When stepping through the code in a debugger, the issue arises when in the data class' serialize
method.
public class ExtFileSystemIdentifier implements Serializable {
public <T> T serialize(Serializer<T> serializer) {
return serializer.serialize(this);
}
}
What I think is happening is that at compile time, the compiler is attempting to select the correct overload for the serialize
method, from the available options in the Serializer
interface (since the compiler knows it only as a Serializer<T>
). This means by the time we get to the runtime to do the V-table lookup, the method being looked for is the wrong one and the runtime will select JsonSerializer.serialize(Serializable)
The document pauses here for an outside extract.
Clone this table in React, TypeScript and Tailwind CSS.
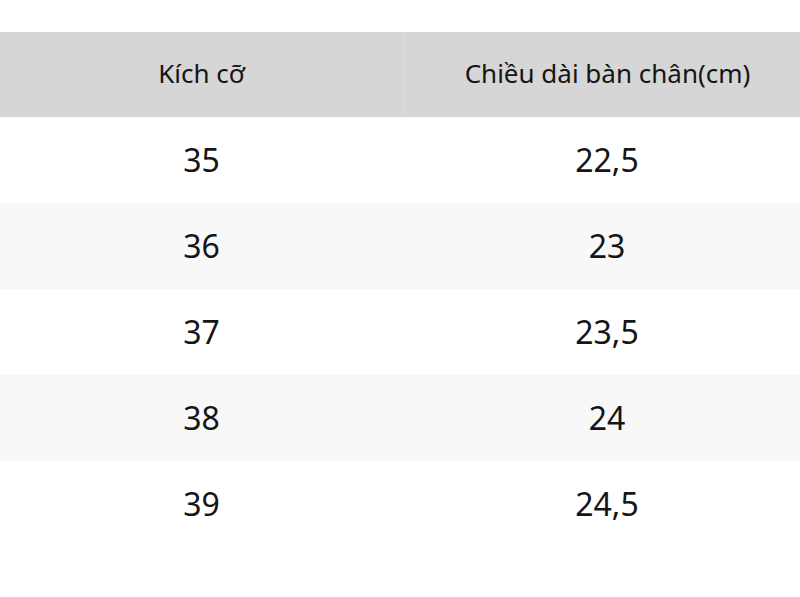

, leading to the infinite loop.
A possible solution to this problem is to provide a more type-specific serialize
method in the data class.
public interface ProjectASerializable extends Serializable {
<T> T serialize(ProjectASerializer<T> serializer);
}
public class ExtFileSystemIdentifier implements ProjectASerializable {
public <T> T serialize(Serializer<T> serializer) {
return serializer.serialize(this);
}
public <T> T serialize(ProjectASerializer<T> serializer) {
return serializer.serialize(this);
}
}
Program control flow will bounce around until the most type-specific Serializer
overload is reached. At that point, the ProjectASerializer<T>
interface will have a more specific serialize
method for the data class from Project A; avoiding the infinite loop.
This makes the double-dispatch slightly less attractive. There is now more boilerplate code in the data classes. It was bad enough that obviously duplicate code can't be factored out to a parent class because it circumvented the double-dispatch trickery. Now, there is more of it and it compounds with the depth of the inheritance of the Serializer.
Double-dispatch is static typing trickery. Is there some more static typing trickery that will help me avoid the duplicated code?